Twelve years later: tu benedictus in die natalis sis, Matt...

Another October the 12th is passing, which means one more year to look back on Matt's lamentable death, one more year to get all moody and self-referential, and yet another opportunity to lapse into a misanthropic grouch-fest and hate the whole world because it's such a downer.  I seriously need a more positive way to remember this person whom I had never personally met but who has changed the course of my life in ways I didn't expect.  I need to find a way to commemorate this day in a way that does justice to him and celebrates him in a positive light, not simply as a victim. 

So, where can I go for a different perspective?  Since I'm a medievalist, I guess that my natural impulse is to look backwards to the past for insight, and so pondering my problem eventually brought me to thinking about medieval memorial practices.  In medieval Christian society, for instance, monasteries often kept a calender or roll of their brothers and associates (called a liber vitae or "book of Life") in order to remember their passing.

Although a name in a Liber vitae was an act of commemoration in of itself, sometimes calendars of names organized by death date were used so the community could read their names aloud during the prime hour service as they performed the "work of God" in the cloister.  In those lists, the death date of a person is recorded as their dies natalis-- that is, their "birthday."  It makes a lot of sense from a medieval perspective, as Christianity often talks of that as the day that we are finally and truly freed from the bondage of sin and attain our real home with God when the soul is "born" in heaven.  It's the date of our heavenly birthday. 

This kind of commemoration was important in the monastic setting because it reinforced the sense that their brotherhood was an eternal bond, and that those who passed should continue to be recognized as a part of their community.  It reinforced that death really cannot sever their social, religious and personal ties, and that the departed who served the community in life are still a benefit to their abbey.   
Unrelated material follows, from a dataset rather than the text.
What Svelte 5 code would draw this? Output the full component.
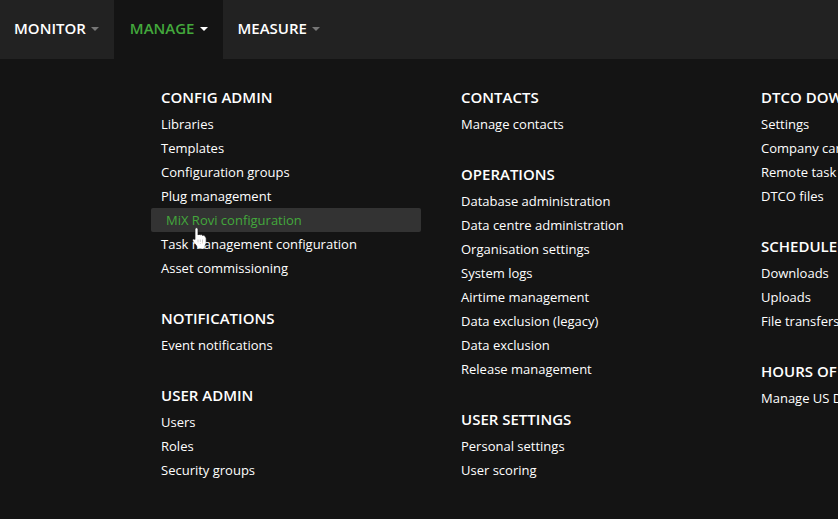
<script>
  const tabs = [
    { label: 'MONITOR' },
    { label: 'MANAGE', open: true },
    { label: 'MEASURE' }
  ];

  const columns = [
    [
      {
        title: 'CONFIG ADMIN',
        links: [
          'Libraries',
          'Templates',
          'Configuration groups',
          'Plug management',
          'MiX Rovi configuration',
          'Task management configuration',
          'Asset commissioning'
        ]
      },
      { title: 'NOTIFICATIONS', links: ['Event notifications'] },
      { title: 'USER ADMIN', links: ['Users', 'Roles', 'Security groups'] }
    ],
    [
      { title: 'CONTACTS', links: ['Manage contacts'] },
      {
        title: 'OPERATIONS',
        links: [
          'Database administration',
          'Data centre administration',
          'Organisation settings',
          'System logs',
          'Airtime management',
          'Data exclusion (legacy)',
          'Data exclusion',
          'Release management'
        ]
      },
      { title: 'USER SETTINGS', links: ['Personal settings', 'User scoring'] }
    ],
    [
      {
        title: 'DTCO DOWNLOADS',
        links: ['Settings', 'Company cards', 'Remote task queue', 'DTCO files']
      },
      { title: 'SCHEDULED', links: ['Downloads', 'Uploads', 'File transfers'] },
      { title: 'HOURS OF SERVICE', links: ['Manage US DOT'] }
    ]
  ];

  const hovered = 'MiX Rovi configuration';
</script>

<div class="page">
  <nav class="topbar">
    {#each tabs as tab}
      <button class="tab" class:open={tab.open}>
        <span>{tab.label}</span>
        <i class="caret"></i>
      </button>
    {/each}
  </nav>

  <div class="menu">
    {#each columns as sections}
      <div class="column">
        {#each sections as section}
          <section>
            <h3>{section.title}</h3>
            <ul>
              {#each section.links as link}
                <li class:hover={link === hovered}>
                  <span>{link}</span>
                  {#if link === hovered}
                    <svg class="cursor" width="15" height="23" viewBox="0 0 15 23">
                      <path
                        d="M3 2C3 .3 6 .3 6 2V8C6.500 7.200 8 7.200 8.300 8 8.800 7.400 10.200 7.400 10.500 8.500 11 8 12.800 8.200 13 9.500 14 10 14.200 11 14.200 12V16L13 19V22H5.500V20L1 14.500C-.2 12.800 1.500 11 3 12.500Z"
                        fill="#fff"
                        stroke="#1a1a1a"
                        stroke-width=".7"
                      />
                      <path d="M6 12.500v4.500M8.300 12.500v4.500M10.500 12.500v4.500" stroke="#aaa" stroke-width=".6" fill="none" />
                    </svg>
                  {/if}
                </li>
              {/each}
            </ul>
          </section>
        {/each}
      </div>
    {/each}
  </div>
</div>

<style>
  :global(body) {
    margin: 0;
    background: #141414;
  }

  .page {
    width: 838px;
    height: 519px;
    overflow: hidden;
    background: #141414;
    color: #fff;
    font-family: 'Open Sans', sans-serif;
  }

  .topbar {
    display: flex;
    height: 59px;
    background: #222;
  }

  .tab {
    display: flex;
    align-items: center;
    gap: 5px;
    padding: 0 15px 3px 14px;
    border: 0;
    background: none;
    color: #fff;
    font: 600 15px 'Open Sans', sans-serif;
  }

  .tab.open {
    padding: 0 15px 3px 16px;
    background: #141414;
  }

  .tab:last-child {
    padding-left: 15px;
  }

  .tab.open span {
    color: #43a83c;
  }

  .caret {
    width: 0;
    height: 0;
    margin-top: 1px;
    border-style: solid;
    border-width: 4px 4px 0;
    border-color: #777 transparent transparent;
  }

  .tab.open .caret {
    border-top-color: #fff;
  }

  .menu {
    display: flex;
    width: 1200px;
    padding: 26px 0 0 161px;
  }

  .column {
    display: flex;
    flex-direction: column;
    gap: 26px;
    width: 300px;
    flex: none;
  }

  h3 {
    margin: 0 0 2px;
    font-size: 15px;
    font-weight: 600;
    line-height: 25px;
  }

  ul {
    margin: 0;
    padding: 0;
    list-style: none;
  }

  li {
    position: relative;
    height: 24px;
    width: 260px;
    font-size: 13px;
    line-height: 24px;
    white-space: nowrap;
  }

  li.hover {
    margin-left: -10px;
    width: 270px;
    padding-left: 15px;
    box-sizing: border-box;
    border-radius: 2px;
    background: #333;
    color: #43a83c;
  }

  .cursor {
    position: absolute;
    left: 41px;
    top: 19px;
  }
</style>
And so, in my struggle to find an appropriate way to remember this day,  I think I'll do it with a celebration of Matt's continued presence and life within my community.  From here on out, this will no longer be for me a time when I'm forced to revisit a horrible, brutal crime that has scarred so many and ended a human life; instead, I'm going to mark this day as Matt's dies natalis, to recognize the part he still plays in my communities: in Laramie, in the states, and in the lives of those who loved him.  Is this the sensible approach that everyone will accept?  Probably not; all I know is that it helps make all of this make sense to me
Memorial bench, Matthew Shepard

Happy 12th birthday, Matthew Shepard.  You are still very much a part of us all.     


Okay, so I couldn't find a picture of a liber vitae under a CC license, so the above picture is a leaf from Yale University, Beinecke Library MS 923, an unusual travel foldaway calendar and prayer book, which is available for CC use via the library's Flickr photostream. This text lists the feast days and/or dies natalis of popular saints (marked with giant, stretched out N's) in October.   The pic of Matthew's memorial is mine and very much free for use.

If you'd like to see what a liber vitae looks like, you can follow this link to one of the more famous manuscripts from the time period I work with.  On this single page of the Durham liber vitae, there's literally dozens of names written in hands at least three centuries apart, and it's remarkable.  

On a side note, October 12 marks the dies natalis for two of the more famous Anglo-Saxon saints:  Wilfrid, who tended to stir the muck, and Edwin, who was the first Anglian king to take up Christianity.  One of the most famous passages of Anglo-Saxon prose comes from his conversion, as recounted by Bede in his Ecclesiastical History 2.13.